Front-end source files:
■ ■ ■ ■
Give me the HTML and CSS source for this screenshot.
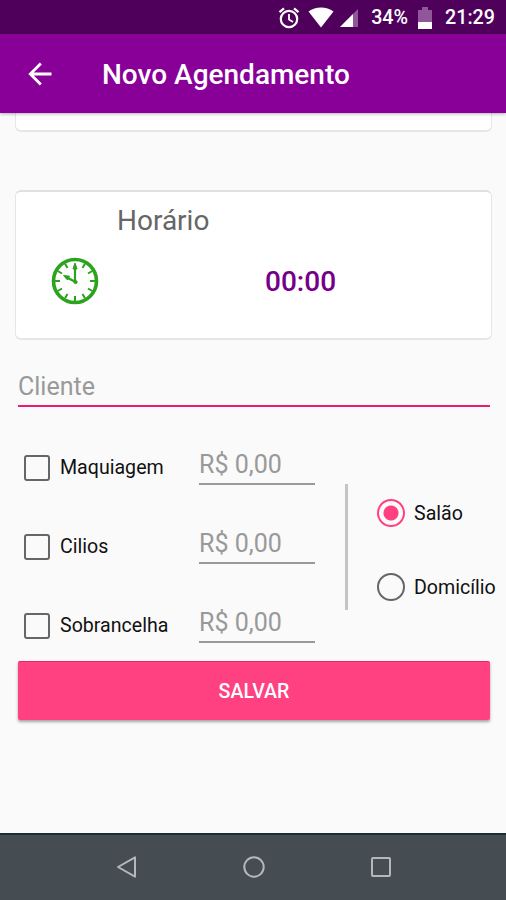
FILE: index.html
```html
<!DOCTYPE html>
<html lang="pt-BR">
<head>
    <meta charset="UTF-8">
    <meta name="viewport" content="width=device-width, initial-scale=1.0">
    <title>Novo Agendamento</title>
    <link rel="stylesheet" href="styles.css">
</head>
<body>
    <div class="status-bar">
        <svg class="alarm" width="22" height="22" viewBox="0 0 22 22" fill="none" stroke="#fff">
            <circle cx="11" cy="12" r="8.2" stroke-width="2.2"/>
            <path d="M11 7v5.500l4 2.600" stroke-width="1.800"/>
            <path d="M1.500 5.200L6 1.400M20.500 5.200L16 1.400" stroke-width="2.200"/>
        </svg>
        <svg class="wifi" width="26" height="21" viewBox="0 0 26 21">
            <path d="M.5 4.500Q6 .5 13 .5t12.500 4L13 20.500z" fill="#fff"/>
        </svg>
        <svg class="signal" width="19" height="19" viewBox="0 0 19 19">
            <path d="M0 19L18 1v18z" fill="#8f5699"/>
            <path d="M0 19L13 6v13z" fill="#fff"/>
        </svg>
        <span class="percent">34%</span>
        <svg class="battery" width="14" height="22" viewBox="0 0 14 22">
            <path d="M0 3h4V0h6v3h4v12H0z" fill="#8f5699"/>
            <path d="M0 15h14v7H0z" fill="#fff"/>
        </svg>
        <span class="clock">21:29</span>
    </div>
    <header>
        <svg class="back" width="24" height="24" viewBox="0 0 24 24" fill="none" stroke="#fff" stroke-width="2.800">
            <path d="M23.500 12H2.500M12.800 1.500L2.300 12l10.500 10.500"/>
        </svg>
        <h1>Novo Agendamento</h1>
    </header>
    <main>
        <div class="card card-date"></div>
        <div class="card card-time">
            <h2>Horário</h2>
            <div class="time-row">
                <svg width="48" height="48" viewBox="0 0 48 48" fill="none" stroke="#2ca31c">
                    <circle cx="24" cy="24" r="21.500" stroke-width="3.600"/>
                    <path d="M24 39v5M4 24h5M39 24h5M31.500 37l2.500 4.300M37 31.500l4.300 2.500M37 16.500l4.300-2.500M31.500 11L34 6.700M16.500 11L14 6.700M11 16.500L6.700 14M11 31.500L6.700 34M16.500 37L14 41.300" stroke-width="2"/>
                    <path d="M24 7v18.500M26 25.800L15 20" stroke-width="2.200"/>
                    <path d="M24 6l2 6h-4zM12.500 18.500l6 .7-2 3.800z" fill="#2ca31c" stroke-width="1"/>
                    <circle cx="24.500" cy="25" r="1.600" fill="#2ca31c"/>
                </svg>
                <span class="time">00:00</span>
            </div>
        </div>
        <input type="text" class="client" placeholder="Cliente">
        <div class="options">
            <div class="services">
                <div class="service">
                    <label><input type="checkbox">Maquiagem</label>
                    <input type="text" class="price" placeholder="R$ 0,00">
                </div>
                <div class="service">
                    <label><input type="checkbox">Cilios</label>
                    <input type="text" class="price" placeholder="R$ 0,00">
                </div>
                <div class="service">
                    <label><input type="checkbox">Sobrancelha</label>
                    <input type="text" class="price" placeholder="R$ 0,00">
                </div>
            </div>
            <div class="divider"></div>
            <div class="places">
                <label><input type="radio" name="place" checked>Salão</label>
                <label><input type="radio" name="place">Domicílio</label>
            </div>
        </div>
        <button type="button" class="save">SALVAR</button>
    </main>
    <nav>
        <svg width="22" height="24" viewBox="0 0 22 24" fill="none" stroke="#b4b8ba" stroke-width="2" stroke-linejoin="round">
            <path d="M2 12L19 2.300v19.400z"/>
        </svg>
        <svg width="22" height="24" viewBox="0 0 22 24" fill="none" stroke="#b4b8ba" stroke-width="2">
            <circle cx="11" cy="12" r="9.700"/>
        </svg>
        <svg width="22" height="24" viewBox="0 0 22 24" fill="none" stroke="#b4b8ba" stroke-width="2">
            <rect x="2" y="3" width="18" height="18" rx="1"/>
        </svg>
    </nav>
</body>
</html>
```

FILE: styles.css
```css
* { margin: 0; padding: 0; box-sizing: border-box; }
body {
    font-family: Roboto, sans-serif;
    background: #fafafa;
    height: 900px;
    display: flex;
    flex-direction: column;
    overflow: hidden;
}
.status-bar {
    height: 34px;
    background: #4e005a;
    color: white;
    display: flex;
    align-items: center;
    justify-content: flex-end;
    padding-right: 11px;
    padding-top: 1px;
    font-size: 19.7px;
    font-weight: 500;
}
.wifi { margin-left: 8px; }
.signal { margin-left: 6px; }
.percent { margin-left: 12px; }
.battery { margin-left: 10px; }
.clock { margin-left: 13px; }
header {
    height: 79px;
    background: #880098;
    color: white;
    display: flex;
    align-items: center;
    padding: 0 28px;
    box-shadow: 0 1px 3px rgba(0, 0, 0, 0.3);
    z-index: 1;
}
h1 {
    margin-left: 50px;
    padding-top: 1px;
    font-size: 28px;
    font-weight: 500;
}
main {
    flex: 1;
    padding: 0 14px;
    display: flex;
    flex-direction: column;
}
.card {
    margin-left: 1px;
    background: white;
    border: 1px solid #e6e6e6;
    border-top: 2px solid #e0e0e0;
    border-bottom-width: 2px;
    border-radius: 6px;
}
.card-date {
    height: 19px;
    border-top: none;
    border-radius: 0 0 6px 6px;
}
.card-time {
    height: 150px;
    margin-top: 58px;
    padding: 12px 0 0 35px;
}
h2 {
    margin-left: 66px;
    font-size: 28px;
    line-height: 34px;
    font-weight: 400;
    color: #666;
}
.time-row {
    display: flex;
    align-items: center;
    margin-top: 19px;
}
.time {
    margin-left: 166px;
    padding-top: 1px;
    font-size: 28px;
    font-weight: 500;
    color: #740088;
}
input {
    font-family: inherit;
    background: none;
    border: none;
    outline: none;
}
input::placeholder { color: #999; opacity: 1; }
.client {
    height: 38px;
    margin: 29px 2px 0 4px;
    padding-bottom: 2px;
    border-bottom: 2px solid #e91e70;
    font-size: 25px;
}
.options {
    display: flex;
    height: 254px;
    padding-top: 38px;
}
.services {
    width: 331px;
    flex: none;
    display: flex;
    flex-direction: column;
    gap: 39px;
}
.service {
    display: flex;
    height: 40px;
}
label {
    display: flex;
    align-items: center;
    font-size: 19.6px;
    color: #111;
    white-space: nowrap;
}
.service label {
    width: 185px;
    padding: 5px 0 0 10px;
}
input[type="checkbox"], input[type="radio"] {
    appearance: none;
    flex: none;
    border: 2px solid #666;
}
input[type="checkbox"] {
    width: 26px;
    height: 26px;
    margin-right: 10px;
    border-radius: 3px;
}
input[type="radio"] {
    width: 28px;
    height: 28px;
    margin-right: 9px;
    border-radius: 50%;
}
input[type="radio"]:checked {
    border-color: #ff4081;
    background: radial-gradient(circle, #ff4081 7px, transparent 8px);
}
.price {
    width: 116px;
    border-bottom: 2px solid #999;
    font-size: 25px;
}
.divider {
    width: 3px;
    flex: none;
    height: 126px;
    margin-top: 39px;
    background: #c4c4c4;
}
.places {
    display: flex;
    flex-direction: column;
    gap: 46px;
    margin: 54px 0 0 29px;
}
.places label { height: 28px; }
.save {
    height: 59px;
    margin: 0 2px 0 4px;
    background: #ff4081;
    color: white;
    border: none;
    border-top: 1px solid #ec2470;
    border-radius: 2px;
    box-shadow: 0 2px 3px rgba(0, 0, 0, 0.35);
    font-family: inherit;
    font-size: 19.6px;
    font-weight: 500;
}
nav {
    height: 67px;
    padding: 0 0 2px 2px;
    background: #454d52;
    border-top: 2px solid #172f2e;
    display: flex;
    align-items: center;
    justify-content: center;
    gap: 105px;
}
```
■ ■ ■ ■
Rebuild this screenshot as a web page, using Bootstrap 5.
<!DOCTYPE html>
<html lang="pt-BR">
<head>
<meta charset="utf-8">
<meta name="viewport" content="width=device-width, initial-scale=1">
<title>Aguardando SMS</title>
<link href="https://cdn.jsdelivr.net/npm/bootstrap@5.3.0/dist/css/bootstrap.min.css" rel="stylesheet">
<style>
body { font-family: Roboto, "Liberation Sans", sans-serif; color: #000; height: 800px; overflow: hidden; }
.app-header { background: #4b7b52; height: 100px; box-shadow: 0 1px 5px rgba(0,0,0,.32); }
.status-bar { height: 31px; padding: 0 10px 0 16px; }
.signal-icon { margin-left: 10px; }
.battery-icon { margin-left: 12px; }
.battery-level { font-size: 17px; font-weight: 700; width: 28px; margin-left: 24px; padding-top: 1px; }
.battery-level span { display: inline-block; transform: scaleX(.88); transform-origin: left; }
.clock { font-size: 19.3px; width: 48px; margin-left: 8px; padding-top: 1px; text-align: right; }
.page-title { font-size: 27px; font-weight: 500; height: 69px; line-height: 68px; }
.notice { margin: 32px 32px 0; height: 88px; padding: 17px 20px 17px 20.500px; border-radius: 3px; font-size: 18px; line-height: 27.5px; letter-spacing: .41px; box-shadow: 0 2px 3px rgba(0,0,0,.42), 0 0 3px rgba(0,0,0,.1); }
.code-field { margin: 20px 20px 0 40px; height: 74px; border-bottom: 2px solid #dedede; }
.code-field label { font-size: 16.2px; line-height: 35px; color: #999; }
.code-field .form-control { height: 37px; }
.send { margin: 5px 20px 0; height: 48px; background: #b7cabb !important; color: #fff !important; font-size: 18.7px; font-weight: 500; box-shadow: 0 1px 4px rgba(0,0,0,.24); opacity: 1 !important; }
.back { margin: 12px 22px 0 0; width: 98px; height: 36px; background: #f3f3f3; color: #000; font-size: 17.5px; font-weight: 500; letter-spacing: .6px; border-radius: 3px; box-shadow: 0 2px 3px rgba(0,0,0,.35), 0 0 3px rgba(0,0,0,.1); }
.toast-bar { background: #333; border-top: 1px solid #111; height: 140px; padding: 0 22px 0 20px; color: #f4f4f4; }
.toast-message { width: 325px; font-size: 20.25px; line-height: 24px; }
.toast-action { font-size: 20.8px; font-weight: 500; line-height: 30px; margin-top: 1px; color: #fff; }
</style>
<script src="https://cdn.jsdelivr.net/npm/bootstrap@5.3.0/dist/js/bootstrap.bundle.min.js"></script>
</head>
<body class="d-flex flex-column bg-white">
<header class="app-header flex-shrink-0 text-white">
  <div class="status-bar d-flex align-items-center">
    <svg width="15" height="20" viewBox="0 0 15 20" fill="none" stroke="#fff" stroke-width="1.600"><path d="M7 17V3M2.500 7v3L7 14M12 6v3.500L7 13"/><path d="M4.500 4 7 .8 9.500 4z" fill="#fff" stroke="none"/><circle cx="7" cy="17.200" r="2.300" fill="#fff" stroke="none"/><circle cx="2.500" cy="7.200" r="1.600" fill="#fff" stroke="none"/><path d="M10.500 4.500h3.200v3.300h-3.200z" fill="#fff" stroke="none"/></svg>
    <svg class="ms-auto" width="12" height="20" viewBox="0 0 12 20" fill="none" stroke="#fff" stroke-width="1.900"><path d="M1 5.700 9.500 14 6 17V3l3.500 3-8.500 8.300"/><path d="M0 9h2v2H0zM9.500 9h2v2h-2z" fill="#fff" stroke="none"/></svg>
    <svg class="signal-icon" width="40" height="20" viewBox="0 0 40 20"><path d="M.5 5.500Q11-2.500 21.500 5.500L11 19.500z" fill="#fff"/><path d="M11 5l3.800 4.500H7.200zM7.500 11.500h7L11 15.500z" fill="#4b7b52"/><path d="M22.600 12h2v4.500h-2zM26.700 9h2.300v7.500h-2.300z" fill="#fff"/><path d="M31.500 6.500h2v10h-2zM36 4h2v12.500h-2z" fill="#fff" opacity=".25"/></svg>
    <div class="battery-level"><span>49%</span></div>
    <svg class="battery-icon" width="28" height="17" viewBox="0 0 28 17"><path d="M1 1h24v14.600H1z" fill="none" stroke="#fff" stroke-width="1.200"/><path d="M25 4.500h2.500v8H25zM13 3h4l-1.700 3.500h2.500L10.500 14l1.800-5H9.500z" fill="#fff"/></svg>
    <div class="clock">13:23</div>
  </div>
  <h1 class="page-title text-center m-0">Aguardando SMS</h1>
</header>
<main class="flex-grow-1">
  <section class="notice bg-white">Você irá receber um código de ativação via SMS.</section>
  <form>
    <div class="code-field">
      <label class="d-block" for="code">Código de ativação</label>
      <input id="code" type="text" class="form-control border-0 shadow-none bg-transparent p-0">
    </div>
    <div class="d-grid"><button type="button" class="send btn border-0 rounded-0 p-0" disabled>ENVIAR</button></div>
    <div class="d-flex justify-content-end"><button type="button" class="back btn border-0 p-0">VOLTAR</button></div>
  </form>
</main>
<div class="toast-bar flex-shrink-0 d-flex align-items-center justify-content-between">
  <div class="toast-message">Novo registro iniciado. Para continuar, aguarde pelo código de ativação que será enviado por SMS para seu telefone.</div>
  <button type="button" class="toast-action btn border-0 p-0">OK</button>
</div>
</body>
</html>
■ ■ ■ ■
## What you have to do
Identify all lines in the records above with the word "this".

## Written answer
Give me the HTML and CSS source for this screenshot.
Rebuild this screenshot as a web page, using Bootstrap 5.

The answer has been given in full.